# EXERCISE
Retype the whole listing verbatim and keep the pictures out of it.

# SOURCE EXCERPT
#####

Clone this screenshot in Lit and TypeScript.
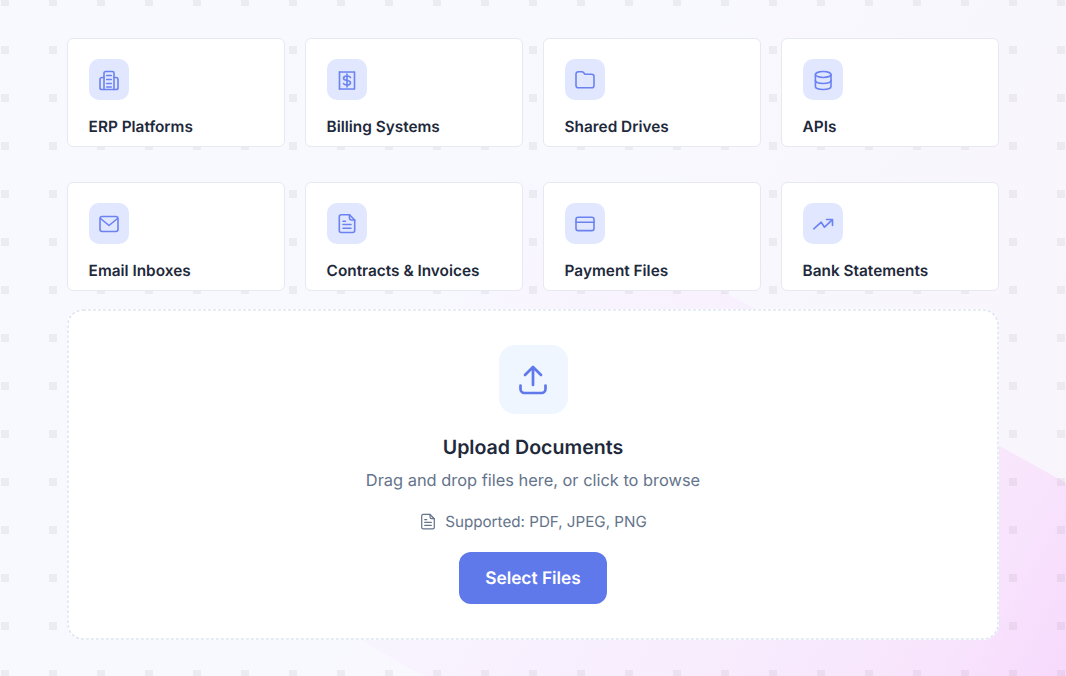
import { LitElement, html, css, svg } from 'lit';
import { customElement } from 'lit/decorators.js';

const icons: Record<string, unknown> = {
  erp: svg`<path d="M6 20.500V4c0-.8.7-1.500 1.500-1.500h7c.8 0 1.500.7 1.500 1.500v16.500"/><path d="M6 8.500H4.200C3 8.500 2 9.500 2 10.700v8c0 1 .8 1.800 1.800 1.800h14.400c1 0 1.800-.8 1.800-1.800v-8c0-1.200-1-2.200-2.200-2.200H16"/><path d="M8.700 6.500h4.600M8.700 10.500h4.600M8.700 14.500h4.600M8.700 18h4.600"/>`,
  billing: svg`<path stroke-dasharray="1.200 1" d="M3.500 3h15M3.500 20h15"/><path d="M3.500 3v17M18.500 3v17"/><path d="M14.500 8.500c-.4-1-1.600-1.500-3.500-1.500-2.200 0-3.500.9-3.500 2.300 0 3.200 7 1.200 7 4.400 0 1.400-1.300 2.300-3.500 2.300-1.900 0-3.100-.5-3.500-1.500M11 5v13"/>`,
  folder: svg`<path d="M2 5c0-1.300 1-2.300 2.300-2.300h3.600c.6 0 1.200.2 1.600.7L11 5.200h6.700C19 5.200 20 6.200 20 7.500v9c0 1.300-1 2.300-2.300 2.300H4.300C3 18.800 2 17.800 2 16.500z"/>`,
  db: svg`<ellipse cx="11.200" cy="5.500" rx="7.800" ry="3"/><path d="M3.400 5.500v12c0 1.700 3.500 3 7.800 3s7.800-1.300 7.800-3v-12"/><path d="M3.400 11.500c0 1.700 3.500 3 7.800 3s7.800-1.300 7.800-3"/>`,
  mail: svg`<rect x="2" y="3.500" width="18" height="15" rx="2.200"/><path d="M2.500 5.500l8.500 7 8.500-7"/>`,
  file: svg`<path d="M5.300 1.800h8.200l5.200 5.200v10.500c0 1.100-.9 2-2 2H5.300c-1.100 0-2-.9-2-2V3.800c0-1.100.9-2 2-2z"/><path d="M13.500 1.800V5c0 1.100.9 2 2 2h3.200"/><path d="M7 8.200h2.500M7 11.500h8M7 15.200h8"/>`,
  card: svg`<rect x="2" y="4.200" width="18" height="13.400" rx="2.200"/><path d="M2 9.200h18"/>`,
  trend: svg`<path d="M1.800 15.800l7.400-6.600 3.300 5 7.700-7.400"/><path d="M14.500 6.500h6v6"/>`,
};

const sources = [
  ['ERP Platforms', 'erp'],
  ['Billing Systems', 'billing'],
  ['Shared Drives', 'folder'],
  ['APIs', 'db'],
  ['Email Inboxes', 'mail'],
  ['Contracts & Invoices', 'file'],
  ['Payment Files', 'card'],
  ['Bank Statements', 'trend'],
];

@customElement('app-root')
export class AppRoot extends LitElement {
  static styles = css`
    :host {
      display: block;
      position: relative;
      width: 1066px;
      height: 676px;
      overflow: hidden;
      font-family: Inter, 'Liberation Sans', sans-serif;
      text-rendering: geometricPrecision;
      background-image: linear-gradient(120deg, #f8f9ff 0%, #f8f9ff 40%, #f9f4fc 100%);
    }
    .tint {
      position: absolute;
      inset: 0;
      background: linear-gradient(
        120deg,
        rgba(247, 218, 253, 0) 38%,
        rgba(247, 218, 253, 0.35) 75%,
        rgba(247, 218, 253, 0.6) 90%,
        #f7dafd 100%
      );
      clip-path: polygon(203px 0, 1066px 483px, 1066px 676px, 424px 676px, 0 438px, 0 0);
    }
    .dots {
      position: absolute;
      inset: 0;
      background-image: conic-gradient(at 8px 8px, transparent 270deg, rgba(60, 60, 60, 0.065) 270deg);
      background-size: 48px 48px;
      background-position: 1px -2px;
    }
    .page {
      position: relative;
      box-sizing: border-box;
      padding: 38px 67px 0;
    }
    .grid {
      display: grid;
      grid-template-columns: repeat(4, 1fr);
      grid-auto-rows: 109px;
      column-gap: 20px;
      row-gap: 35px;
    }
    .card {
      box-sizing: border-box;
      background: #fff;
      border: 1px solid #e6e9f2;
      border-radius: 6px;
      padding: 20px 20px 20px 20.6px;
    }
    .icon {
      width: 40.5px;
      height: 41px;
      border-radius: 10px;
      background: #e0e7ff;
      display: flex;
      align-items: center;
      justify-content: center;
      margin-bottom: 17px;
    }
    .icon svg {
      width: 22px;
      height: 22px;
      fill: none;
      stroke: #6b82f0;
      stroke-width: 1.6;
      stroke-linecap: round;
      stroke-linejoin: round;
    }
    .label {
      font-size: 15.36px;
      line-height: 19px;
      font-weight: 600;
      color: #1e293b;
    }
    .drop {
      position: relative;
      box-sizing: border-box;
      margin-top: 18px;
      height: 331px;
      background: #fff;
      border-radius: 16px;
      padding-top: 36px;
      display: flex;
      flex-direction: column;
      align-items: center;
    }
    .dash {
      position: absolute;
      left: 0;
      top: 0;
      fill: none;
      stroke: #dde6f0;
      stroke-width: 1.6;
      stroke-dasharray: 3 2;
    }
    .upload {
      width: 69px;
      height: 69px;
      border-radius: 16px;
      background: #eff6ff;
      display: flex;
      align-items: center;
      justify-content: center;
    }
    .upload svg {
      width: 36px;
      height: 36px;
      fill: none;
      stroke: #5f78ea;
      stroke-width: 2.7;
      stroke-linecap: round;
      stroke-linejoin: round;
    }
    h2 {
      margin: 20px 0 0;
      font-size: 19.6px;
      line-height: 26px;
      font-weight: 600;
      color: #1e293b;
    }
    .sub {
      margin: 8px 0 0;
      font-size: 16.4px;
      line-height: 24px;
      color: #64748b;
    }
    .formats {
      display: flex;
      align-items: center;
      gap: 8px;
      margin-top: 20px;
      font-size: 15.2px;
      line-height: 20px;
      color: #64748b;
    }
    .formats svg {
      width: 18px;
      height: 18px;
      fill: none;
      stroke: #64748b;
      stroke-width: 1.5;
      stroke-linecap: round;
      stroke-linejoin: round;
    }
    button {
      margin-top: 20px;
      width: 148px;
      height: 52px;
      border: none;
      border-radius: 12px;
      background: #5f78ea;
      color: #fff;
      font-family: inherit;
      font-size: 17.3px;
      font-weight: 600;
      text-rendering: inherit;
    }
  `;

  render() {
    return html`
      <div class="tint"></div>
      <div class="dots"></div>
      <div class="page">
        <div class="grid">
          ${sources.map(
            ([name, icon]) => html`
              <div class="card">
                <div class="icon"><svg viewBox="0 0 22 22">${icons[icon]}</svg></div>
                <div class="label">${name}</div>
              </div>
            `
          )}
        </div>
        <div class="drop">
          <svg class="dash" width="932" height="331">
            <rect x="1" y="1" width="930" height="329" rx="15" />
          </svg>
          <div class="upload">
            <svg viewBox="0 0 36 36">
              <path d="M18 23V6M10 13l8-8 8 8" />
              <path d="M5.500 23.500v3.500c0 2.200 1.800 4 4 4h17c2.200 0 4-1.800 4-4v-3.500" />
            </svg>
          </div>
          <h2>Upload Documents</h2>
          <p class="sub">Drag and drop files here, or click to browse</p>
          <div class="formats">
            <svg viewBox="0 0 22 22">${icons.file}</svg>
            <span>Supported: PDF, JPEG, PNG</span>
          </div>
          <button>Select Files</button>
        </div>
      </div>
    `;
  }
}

#####

# EXERCISE SOLUTION
Clone this screenshot in Lit and TypeScript.
import { LitElement, html, css, svg } from 'lit';
import { customElement } from 'lit/decorators.js';

const icons: Record<string, unknown> = {
  erp: svg`<path d="M6 20.500V4c0-.8.7-1.500 1.500-1.500h7c.8 0 1.500.7 1.500 1.500v16.500"/><path d="M6 8.500H4.200C3 8.500 2 9.500 2 10.700v8c0 1 .8 1.800 1.800 1.800h14.400c1 0 1.800-.8 1.800-1.800v-8c0-1.200-1-2.200-2.200-2.200H16"/><path d="M8.700 6.500h4.600M8.700 10.500h4.600M8.700 14.500h4.600M8.700 18h4.600"/>`,
  billing: svg`<path stroke-dasharray="1.200 1" d="M3.500 3h15M3.500 20h15"/><path d="M3.500 3v17M18.500 3v17"/><path d="M14.500 8.500c-.4-1-1.600-1.500-3.500-1.500-2.200 0-3.500.9-3.500 2.300 0 3.200 7 1.200 7 4.400 0 1.400-1.300 2.300-3.500 2.300-1.900 0-3.100-.5-3.500-1.500M11 5v13"/>`,
  folder: svg`<path d="M2 5c0-1.300 1-2.300 2.300-2.300h3.600c.6 0 1.200.2 1.600.7L11 5.200h6.700C19 5.200 20 6.200 20 7.500v9c0 1.300-1 2.300-2.300 2.300H4.300C3 18.800 2 17.800 2 16.500z"/>`,
  db: svg`<ellipse cx="11.200" cy="5.500" rx="7.800" ry="3"/><path d="M3.400 5.500v12c0 1.700 3.500 3 7.800 3s7.800-1.300 7.800-3v-12"/><path d="M3.400 11.500c0 1.700 3.500 3 7.800 3s7.800-1.300 7.800-3"/>`,
  mail: svg`<rect x="2" y="3.500" width="18" height="15" rx="2.200"/><path d="M2.500 5.500l8.500 7 8.500-7"/>`,
  file: svg`<path d="M5.300 1.800h8.200l5.200 5.200v10.500c0 1.100-.9 2-2 2H5.300c-1.100 0-2-.9-2-2V3.800c0-1.100.9-2 2-2z"/><path d="M13.500 1.800V5c0 1.100.9 2 2 2h3.200"/><path d="M7 8.200h2.500M7 11.500h8M7 15.200h8"/>`,
  card: svg`<rect x="2" y="4.200" width="18" height="13.400" rx="2.200"/><path d="M2 9.200h18"/>`,
  trend: svg`<path d="M1.800 15.800l7.400-6.600 3.300 5 7.700-7.400"/><path d="M14.500 6.500h6v6"/>`,
};

const sources = [
  ['ERP Platforms', 'erp'],
  ['Billing Systems', 'billing'],
  ['Shared Drives', 'folder'],
  ['APIs', 'db'],
  ['Email Inboxes', 'mail'],
  ['Contracts & Invoices', 'file'],
  ['Payment Files', 'card'],
  ['Bank Statements', 'trend'],
];

@customElement('app-root')
export class AppRoot extends LitElement {
  static styles = css`
    :host {
      display: block;
      position: relative;
      width: 1066px;
      height: 676px;
      overflow: hidden;
      font-family: Inter, 'Liberation Sans', sans-serif;
      text-rendering: geometricPrecision;
      background-image: linear-gradient(120deg, #f8f9ff 0%, #f8f9ff 40%, #f9f4fc 100%);
    }
    .tint {
      position: absolute;
      inset: 0;
      background: linear-gradient(
        120deg,
        rgba(247, 218, 253, 0) 38%,
        rgba(247, 218, 253, 0.35) 75%,
        rgba(247, 218, 253, 0.6) 90%,
        #f7dafd 100%
      );
      clip-path: polygon(203px 0, 1066px 483px, 1066px 676px, 424px 676px, 0 438px, 0 0);
    }
    .dots {
      position: absolute;
      inset: 0;
      background-image: conic-gradient(at 8px 8px, transparent 270deg, rgba(60, 60, 60, 0.065) 270deg);
      background-size: 48px 48px;
      background-position: 1px -2px;
    }
    .page {
      position: relative;
      box-sizing: border-box;
      padding: 38px 67px 0;
    }
    .grid {
      display: grid;
      grid-template-columns: repeat(4, 1fr);
      grid-auto-rows: 109px;
      column-gap: 20px;
      row-gap: 35px;
    }
    .card {
      box-sizing: border-box;
      background: #fff;
      border: 1px solid #e6e9f2;
      border-radius: 6px;
      padding: 20px 20px 20px 20.6px;
    }
    .icon {
      width: 40.5px;
      height: 41px;
      border-radius: 10px;
      background: #e0e7ff;
      display: flex;
      align-items: center;
      justify-content: center;
      margin-bottom: 17px;
    }
    .icon svg {
      width: 22px;
      height: 22px;
      fill: none;
      stroke: #6b82f0;
      stroke-width: 1.6;
      stroke-linecap: round;
      stroke-linejoin: round;
    }
    .label {
      font-size: 15.36px;
      line-height: 19px;
      font-weight: 600;
      color: #1e293b;
    }
    .drop {
      position: relative;
      box-sizing: border-box;
      margin-top: 18px;
      height: 331px;
      background: #fff;
      border-radius: 16px;
      padding-top: 36px;
      display: flex;
      flex-direction: column;
      align-items: center;
    }
    .dash {
      position: absolute;
      left: 0;
      top: 0;
      fill: none;
      stroke: #dde6f0;
      stroke-width: 1.6;
      stroke-dasharray: 3 2;
    }
    .upload {
      width: 69px;
      height: 69px;
      border-radius: 16px;
      background: #eff6ff;
      display: flex;
      align-items: center;
      justify-content: center;
    }
    .upload svg {
      width: 36px;
      height: 36px;
      fill: none;
      stroke: #5f78ea;
      stroke-width: 2.7;
      stroke-linecap: round;
      stroke-linejoin: round;
    }
    h2 {
      margin: 20px 0 0;
      font-size: 19.6px;
      line-height: 26px;
      font-weight: 600;
      color: #1e293b;
    }
    .sub {
      margin: 8px 0 0;
      font-size: 16.4px;
      line-height: 24px;
      color: #64748b;
    }
    .formats {
      display: flex;
      align-items: center;
      gap: 8px;
      margin-top: 20px;
      font-size: 15.2px;
      line-height: 20px;
      color: #64748b;
    }
    .formats svg {
      width: 18px;
      height: 18px;
      fill: none;
      stroke: #64748b;
      stroke-width: 1.5;
      stroke-linecap: round;
      stroke-linejoin: round;
    }
    button {
      margin-top: 20px;
      width: 148px;
      height: 52px;
      border: none;
      border-radius: 12px;
      background: #5f78ea;
      color: #fff;
      font-family: inherit;
      font-size: 17.3px;
      font-weight: 600;
      text-rendering: inherit;
    }
  `;

  render() {
    return html`
      <div class="tint"></div>
      <div class="dots"></div>
      <div class="page">
        <div class="grid">
          ${sources.map(
            ([name, icon]) => html`
              <div class="card">
                <div class="icon"><svg viewBox="0 0 22 22">${icons[icon]}</svg></div>
                <div class="label">${name}</div>
              </div>
            `
          )}
        </div>
        <div class="drop">
          <svg class="dash" width="932" height="331">
            <rect x="1" y="1" width="930" height="329" rx="15" />
          </svg>
          <div class="upload">
            <svg viewBox="0 0 36 36">
              <path d="M18 23V6M10 13l8-8 8 8" />
              <path d="M5.500 23.500v3.500c0 2.200 1.800 4 4 4h17c2.200 0 4-1.800 4-4v-3.500" />
            </svg>
          </div>
          <h2>Upload Documents</h2>
          <p class="sub">Drag and drop files here, or click to browse</p>
          <div class="formats">
            <svg viewBox="0 0 22 22">${icons.file}</svg>
            <span>Supported: PDF, JPEG, PNG</span>
          </div>
          <button>Select Files</button>
        </div>
      </div>
    `;
  }
}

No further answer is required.